Bien qu’étant une activité exercée dans la grande majorité des cas par des personnes déscolarisées, il n’est pas rare de retrouver derrière une charrette, remplie d’immondices, des jeunes étudiants à la recherche d’argent pendant ces périodes de vaches maigres. A. Guy, étudiant en 2 ème année de philosophie, à l’université de Cocody, fait partie de ces jeunes, qui, une fois les vacances arrivées, délaissent cahiers et livres pour se consacrer à la gestion des ordures ménagères. Ne dit-on pas que l’argent n’a pas d’odeur ? A. Guy semble avoir fait de cet adage, un principe de vie. Chaque matin, il se munit de sa charrette pour partir à la collecte des ordures en compagnie de son frère cadet. C’est son aîné qui est le propriétaire de cette activité qui lui a été cedée pour les vacances. A. Guy, à peine la vingtaine entamée, le corps frêle et les biceps très peu imposants, ploie sous la charge d’immondices entassées dans la charrette. Ce travail herculéen ne semble pas le décourager, car comme il le dit, à chaque activité ses exigences. Et le plus important pour lui n’est pas la force physique qu’il déploie mais plutôt l’intérêt financier qui en résulte. « Le plus important pour moi est de mettre mes vacances à profit afin de pouvoir gagner de l’argent pour faire face à la rentrée prochaine dans de meilleures conditions. Face à la difficulté d’obtention d’emploi j’ai décidé d’aider mon frère dans cette activité », assure-t-il. Cette activité a créé une inspiration au sein de la communauté estudiantine. Pour preuve à la cité Laurier de Niangon, ce sont des jeunes étudiants qui se sont regroupés en association pour collecter les ordures auprès des ménages de leur cité. Leur président, K. Boniface, soutient que les jeunes qui habitent la cité, pour la plupart des étudiants, ont senti le besoin de mettre sur pied cette association qui s’occupe de l’évacuation quotidienne des ordures et empêcher par la même occasion que des jeunes issus des quartiers environnants ne viennent commettre des actions délictueuses. « Nous avons mis sur pied cette association pour d’abord nous prendre en charge sur le plan financier. Les parents nous versent une rétribution financière qui s’élève à 1.000 Fcfa par concession après chaque passage de nos équipes. Et dans le mois nous pouvons passer 6 à 7 fois dans une cinquantaine de cour, ce qui nous permet d’avoir 50.000 Fcfa chaque mois. De plus cela nous permet de lutter contre la criminalité», argumente-t-il.
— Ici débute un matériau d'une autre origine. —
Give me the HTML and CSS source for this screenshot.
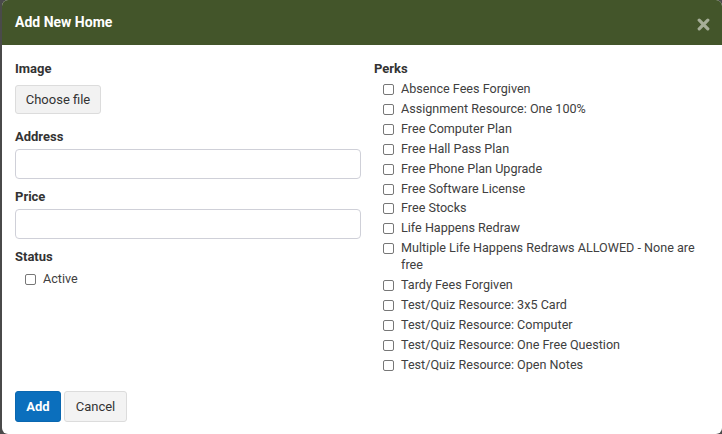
FILE: index.html
```html
<!DOCTYPE html>
<html>
<head>
<meta charset="utf-8">
<link rel="stylesheet" href="styles.css">
</head>
<body>
<div class="modal">
  <div class="modal-header">
    <h1 class="modal-title">Add New Home</h1>
    <button class="close" type="button" aria-label="Close">
      <svg width="13" height="13" viewBox="0 0 13 13"><path d="M2.2 2.2 L10.8 10.8 M10.8 2.2 L2.2 10.8" stroke="#a6ae98" stroke-width="3.2" stroke-linecap="round"/></svg>
    </button>
  </div>
  <div class="modal-body">
    <div class="col">
      <div class="group">
        <div class="label">Image</div>
        <button class="file-btn" type="button">Choose file</button>
      </div>
      <div class="group">
        <div class="label label-tight">Address</div>
        <input class="text-input" type="text">
      </div>
      <div class="group group-small">
        <div class="label label-tight">Price</div>
        <input class="text-input" type="text">
      </div>
      <div class="group group-small">
        <div class="label">Status</div>
        <label class="check status-check"><input type="checkbox"><span>Active</span></label>
      </div>
    </div>
    <div class="col">
      <div class="label perks-label">Perks</div>
      <ul class="perks">
        <li><label class="check"><input type="checkbox"><span>Absence Fees Forgiven</span></label></li>
        <li><label class="check"><input type="checkbox"><span>Assignment Resource: One 100%</span></label></li>
        <li><label class="check"><input type="checkbox"><span>Free Computer Plan</span></label></li>
        <li><label class="check"><input type="checkbox"><span>Free Hall Pass Plan</span></label></li>
        <li><label class="check"><input type="checkbox"><span>Free Phone Plan Upgrade</span></label></li>
        <li><label class="check"><input type="checkbox"><span>Free Software License</span></label></li>
        <li><label class="check"><input type="checkbox"><span>Free Stocks</span></label></li>
        <li><label class="check"><input type="checkbox"><span>Life Happens Redraw</span></label></li>
        <li><label class="check"><input type="checkbox"><span>Multiple Life Happens Redraws ALLOWED - None are free</span></label></li>
        <li><label class="check"><input type="checkbox"><span>Tardy Fees Forgiven</span></label></li>
        <li><label class="check"><input type="checkbox"><span>Test/Quiz Resource: 3x5 Card</span></label></li>
        <li><label class="check"><input type="checkbox"><span>Test/Quiz Resource: Computer</span></label></li>
        <li><label class="check"><input type="checkbox"><span>Test/Quiz Resource: One Free Question</span></label></li>
        <li><label class="check"><input type="checkbox"><span>Test/Quiz Resource: Open Notes</span></label></li>
      </ul>
    </div>
  </div>
  <div class="modal-footer">
    <button class="btn btn-primary" type="button">Add</button>
    <button class="btn btn-default" type="button">Cancel</button>
  </div>
</div>
</body>
</html>
```

FILE: styles.css
```css
* { box-sizing: border-box; }
html, body { margin: 0; padding: 0; }
body {
  background: #4a4a4a;
  font-family: Roboto, "Liberation Sans", sans-serif;
  color: #333;
  overflow: hidden;
  width: 722px;
  height: 434px;
}
.modal {
  margin-left: 2px;
  width: 720px;
  height: 434px;
  background: #fff;
  border-radius: 6px;
  display: flex;
  flex-direction: column;
  overflow: hidden;
}
.modal-header {
  height: 45px;
  flex: none;
  background: #43552a;
  display: flex;
  align-items: center;
  justify-content: space-between;
  padding: 0 12px 0 13px;
}
.modal-title {
  margin: 0;
  color: #fff;
  font-size: 14px;
  font-weight: 700;
  line-height: 18px;
  position: relative;
  top: -1px;
}
.close {
  border: 0;
  background: transparent;
  padding: 0;
  width: 13px;
  height: 13px;
  display: flex;
  position: relative;
  top: 2px;
}
.modal-body {
  flex: 1;
  display: grid;
  grid-template-columns: 346px 333px;
  column-gap: 13px;
  padding: 15px 0 0 13px;
  align-items: start;
}
.col { display: flex; flex-direction: column; }
.group { display: flex; flex-direction: column; align-items: flex-start; }
.group + .group { margin-top: 14px; }
.group + .group-small { margin-top: 9px; }
.label {
  font-size: 13px;
  font-weight: 700;
  line-height: 18px;
  color: #333;
  margin-bottom: 7px;
}
.label-tight { margin-bottom: 3px; }
.file-btn {
  font-family: inherit;
  font-size: 13px;
  color: #333;
  background: #f2f2f2;
  border: 1px solid #dcdcdc;
  border-radius: 3px;
  height: 29px;
  width: 86px;
  padding: 0;
}
.text-input {
  width: 346px;
  height: 30px;
  border: 1px solid #cfd0d8;
  border-radius: 4px;
  background: #fff;
  font-family: inherit;
  font-size: 13px;
}
.status-check { margin-top: -2px; margin-left: 10px; }
.perks-label { margin-bottom: 3px; }
.perks {
  list-style: none;
  margin: 0;
  padding: 0 0 0 9px;
}
.perks li { margin-bottom: 3px; }
.check {
  display: flex;
  align-items: flex-start;
  font-size: 12.6px;
  line-height: 16.9px;
  color: #404040;
}
.check input {
  appearance: none;
  -webkit-appearance: none;
  width: 11px;
  height: 11px;
  margin: 3px 7px 0 0;
  flex: none;
  border: 1px solid #777;
  border-radius: 2px;
  background: #fff;
}
.modal-footer {
  flex: none;
  display: flex;
  gap: 3px;
  padding: 0 0 12px 13px;
}
.btn {
  font-family: inherit;
  font-size: 13px;
  height: 31px;
  border-radius: 3px;
  padding: 0;
}
.btn-primary {
  width: 46px;
  background: #0b6fbd;
  border: 1px solid #0a67b0;
  color: #fff;
  font-weight: 700;
}
.btn-default {
  width: 63px;
  background: #f3f3f3;
  border: 1px solid #dcdcdc;
  color: #333;
}
```
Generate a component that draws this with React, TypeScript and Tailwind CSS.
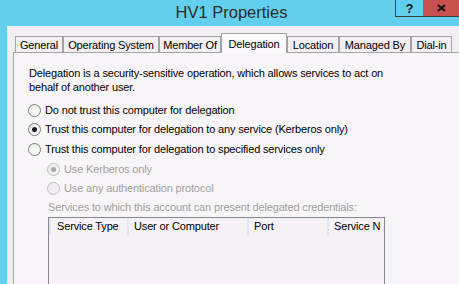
import React from "react";

const font = { fontFamily: '"Liberation Sans", Arial, sans-serif' };

function Radio({ checked, disabled }: { checked?: boolean; disabled?: boolean }) {
  return (
    <span
      className={
        "relative inline-flex items-center justify-center w-[13px] h-[13px] rounded-full border shrink-0 " +
        (disabled
          ? "border-[#bcbcbc] bg-[#f1eef1]"
          : "border-[#7c7c7c] bg-gradient-to-b from-[#ececec] to-[#ffffff]")
      }
    >
      {checked && (
        <span
          className={
            "w-[5px] h-[5px] rounded-full " + (disabled ? "bg-[#a8a8a8]" : "bg-[#1e1e1e]")
          }
        />
      )}
    </span>
  );
}

const tabs = [
  { label: "General", w: "w-[48px]" },
  { label: "Operating System", w: "w-[96px]" },
  { label: "Member Of", w: "w-[62px]" },
  { label: "Delegation", w: "w-[66px]", sel: true },
  { label: "Location", w: "w-[52px]" },
  { label: "Managed By", w: "w-[72px]" },
  { label: "Dial-in", w: "w-[41px]" },
];

export default function App() {
  return (
    <div
      className="w-[459px] h-[284px] overflow-hidden bg-[#62cfee] flex flex-col text-[11px] text-black"
      style={font}
    >
      {/* Title bar */}
      <div className="relative h-[26px] shrink-0 flex items-center justify-center">
        <span className="text-[16.5px] text-[#2b2b2b] ml-[4px] -mt-[2px]">HV1 Properties</span>
        <div className="absolute top-0 right-0 flex">
          <div className="w-[28px] h-[17px] border-l border-b border-[#3a3a3a] flex items-center justify-center font-bold text-[13px] text-[#111] leading-none">
            ?
          </div>
          <div className="w-[36px] h-[17px] bg-[#c75050] border-b border-[#3a3a3a] flex items-center justify-center">
            <svg width="9" height="8" viewBox="0 0 9 8">
              <path d="M1 1 L8 7 M8 1 L1 7" stroke="#111" strokeWidth="2" />
            </svg>
          </div>
        </div>
      </div>

      {/* Client area */}
      <div className="ml-[7px] flex-1 bg-[#f2eef2] pl-[6px] pt-[7px] flex flex-col tracking-[-0.15px]">
        {/* Tab strip */}
        <div className="flex items-end h-[19px] pl-[2px] relative z-10">
          {tabs.map((t) =>
            t.sel ? (
              <div
                key={t.label}
                className={
                  t.w +
                  " h-[20px] -mb-px bg-[#fbf9fb] border-t border-l border-r border-[#a3a3a3] flex items-start justify-center pt-[2px]"
                }
              >
                {t.label}
              </div>
            ) : (
              <div
                key={t.label}
                className={
                  t.w +
                  " h-[16px] bg-[#f2eef2] border-t border-l border-r border-[#a3a3a3] flex items-center justify-center pt-px"
                }
              >
                {t.label}
              </div>
            )
          )}
        </div>

        {/* Panel */}
        <div className="flex-1 bg-[#f8f5f8] border-l border-t border-[#a3a3a3] pl-[15px] pt-[13px] w-[470px]">
          <p className="leading-[14px] w-[370px]">
            Delegation is a security-sensitive operation, which allows services to act on
            <br />
            behalf of another user.
          </p>

          <div className="mt-[6px] flex flex-col">
            <div className="h-[20px] flex items-center gap-[4px] -ml-px">
              <Radio />
              <span>Do not trust this computer for delegation</span>
            </div>
            <div className="h-[19px] flex items-center gap-[4px] -ml-px">
              <Radio checked />
              <span>Trust this computer for delegation to any service (Kerberos only)</span>
            </div>
            <div className="h-[20px] flex items-center gap-[4px] -ml-px">
              <Radio />
              <span>Trust this computer for delegation to specified services only</span>
            </div>
            <div className="h-[20px] flex items-center gap-[4px] ml-[18px] text-[#a0a0a0]">
              <Radio checked disabled />
              <span>Use Kerberos only</span>
            </div>
            <div className="h-[19px] flex items-center gap-[4px] ml-[18px] text-[#a0a0a0]">
              <Radio disabled />
              <span>Use any authentication protocol</span>
            </div>
            <div className="h-[19px] flex items-center ml-[19px] text-[#a0a0a0]">
              Services to which this account can present delegated credentials:
            </div>
          </div>

          {/* List view */}
          <div className="ml-[19px] w-[337px] h-[80px] border border-[#828790] bg-[#f6f2f6] flex flex-col">
            <div className="flex h-[17px] shrink-0">
              <div className="w-[80px] border-l-2 border-r-2 border-[#dee7f2] flex items-center pl-[6px]">
                Service Type
              </div>
              <div className="w-[120px] border-r-2 border-[#dee7f2] flex items-center pl-[5px]">
                User or Computer
              </div>
              <div className="w-[80px] border-r-2 border-[#dee7f2] flex items-center pl-[5px]">
                Port
              </div>
              <div className="flex-1 flex items-center pl-[5px] overflow-hidden whitespace-nowrap">
                Service N
              </div>
            </div>
          </div>
        </div>
      </div>
    </div>
  );
}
Jobs de vacances pour tous

Cette activité, à coup sûr, intéresse bien des personnes (Enfants, jeunes et parfois même adultes). Pour ces vacances scolaires qui viennent à peine de commencer, le nombre de pré-collecteurs a été multiplié par deux voire trois. C’est une campagne marketing très agressive à laquelle se livrent les différents acteurs de ce secteur. Koné Ismaël, 19 ans, en classe de 1 ère, et son frè?re, Koné Youssouf, en classe de Cm1, sont à la recherche de marché potentiel. Ils n’hésitent pas, en plus des contrats, à solliciter les vendeuses d’alloco et d’attiéké et autres tenancières de maquis du quartier. « Nous proposons nos services aux vendeuses de nourriture pour l’évacuation des ordures qu’elles produisent et en retour, nous percevons une somme de 50 ou 100 Fcfa par passage », révèle Ismaël. L’argent recueilli permettra assurément de voir venir la rentrée scolaire prochaine en toute sérénité, se convainc Koné Youssouf.